● Required task
Leave out every picture, then transcribe the rest of the listing exactly.

● Material provided
● ● ● ●

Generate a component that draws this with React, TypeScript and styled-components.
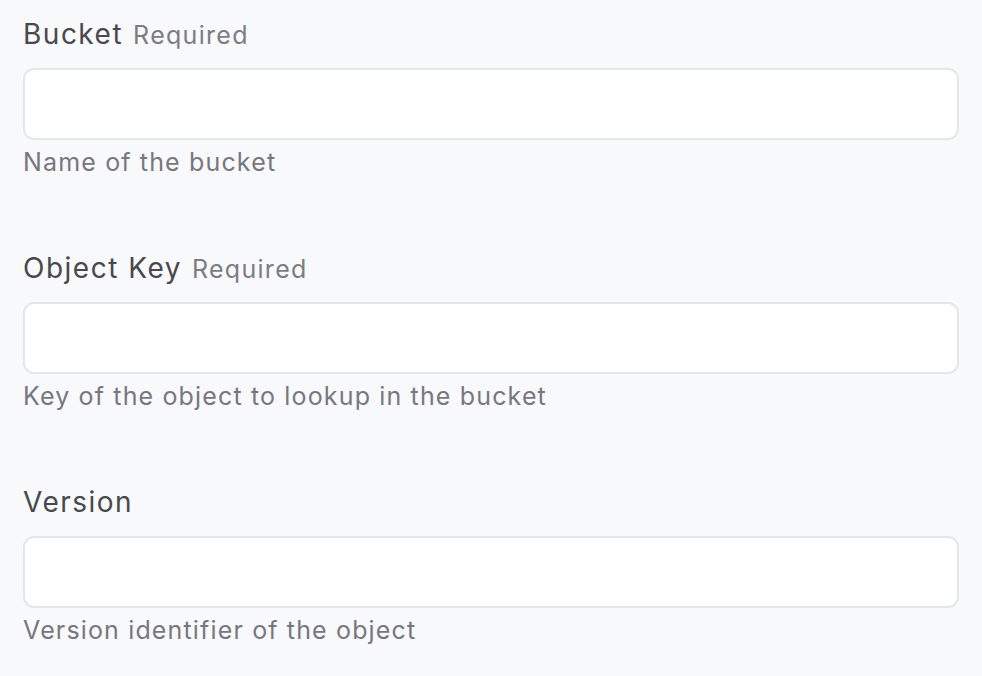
import React from "react";
import styled, { createGlobalStyle } from "styled-components";

const Global = createGlobalStyle`
  html, body { margin: 0; padding: 0; background: #f8f9fb; }
  body { font-family: Inter, "Noto Sans", "Liberation Sans", sans-serif; -webkit-font-smoothing: antialiased; }
`;

const Form = styled.form`
  display: flex;
  flex-direction: column;
  gap: 70px;
  padding: 16px 23px 0 23px;
  width: 936px;
`;

const Field = styled.div`
  display: flex;
  flex-direction: column;
`;

const LabelRow = styled.label`
  display: flex;
  align-items: baseline;
  gap: 10px;
  height: 36px;
  line-height: 36px;
  margin-bottom: 16px;
`;

const LabelText = styled.span`
  font-size: 28px;
  letter-spacing: 1.5px;
  color: #48484d;
  font-weight: 400;
`;

const Required = styled.span`
  font-size: 25px;
  letter-spacing: 1.3px;
  color: #7c7c84;
`;

const Input = styled.input`
  box-sizing: border-box;
  height: 72px;
  width: 100%;
  border: 2px solid #e5e6ea;
  border-radius: 11px;
  background: #ffffff;
  outline: none;
  font: inherit;
  font-size: 26px;
  padding: 0 20px;
`;

const Help = styled.div`
  margin-top: 4px;
  font-size: 25px;
  letter-spacing: 1.15px;
  line-height: 36px;
  color: #777780;
`;

const fields = [
  { label: "Bucket", required: true, help: "Name of the bucket" },
  { label: "Object Key", required: true, help: "Key of the object to lookup in the bucket" },
  { label: "Version", required: false, help: "Version identifier of the object" },
];

export default function App() {
  return (
    <>
      <Global />
      <Form onSubmit={(e) => e.preventDefault()}>
        {fields.map((f) => (
          <Field key={f.label}>
            <LabelRow>
              <LabelText>{f.label}</LabelText>
              {f.required && <Required>Required</Required>}
            </LabelRow>
            <Input type="text" />
            <Help>{f.help}</Help>
          </Field>
        ))}
      </Form>
    </>
  );
}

● ● ● ●

● Final answer
Generate a component that draws this with React, TypeScript and styled-components.
import React from "react";
import styled, { createGlobalStyle } from "styled-components";

const Global = createGlobalStyle`
  html, body { margin: 0; padding: 0; background: #f8f9fb; }
  body { font-family: Inter, "Noto Sans", "Liberation Sans", sans-serif; -webkit-font-smoothing: antialiased; }
`;

const Form = styled.form`
  display: flex;
  flex-direction: column;
  gap: 70px;
  padding: 16px 23px 0 23px;
  width: 936px;
`;

const Field = styled.div`
  display: flex;
  flex-direction: column;
`;

const LabelRow = styled.label`
  display: flex;
  align-items: baseline;
  gap: 10px;
  height: 36px;
  line-height: 36px;
  margin-bottom: 16px;
`;

const LabelText = styled.span`
  font-size: 28px;
  letter-spacing: 1.5px;
  color: #48484d;
  font-weight: 400;
`;

const Required = styled.span`
  font-size: 25px;
  letter-spacing: 1.3px;
  color: #7c7c84;
`;

const Input = styled.input`
  box-sizing: border-box;
  height: 72px;
  width: 100%;
  border: 2px solid #e5e6ea;
  border-radius: 11px;
  background: #ffffff;
  outline: none;
  font: inherit;
  font-size: 26px;
  padding: 0 20px;
`;

const Help = styled.div`
  margin-top: 4px;
  font-size: 25px;
  letter-spacing: 1.15px;
  line-height: 36px;
  color: #777780;
`;

const fields = [
  { label: "Bucket", required: true, help: "Name of the bucket" },
  { label: "Object Key", required: true, help: "Key of the object to lookup in the bucket" },
  { label: "Version", required: false, help: "Version identifier of the object" },
];

export default function App() {
  return (
    <>
      <Global />
      <Form onSubmit={(e) => e.preventDefault()}>
        {fields.map((f) => (
          <Field key={f.label}>
            <LabelRow>
              <LabelText>{f.label}</LabelText>
              {f.required && <Required>Required</Required>}
            </LabelRow>
            <Input type="text" />
            <Help>{f.help}</Help>
          </Field>
        ))}
      </Form>
    </>
  );
}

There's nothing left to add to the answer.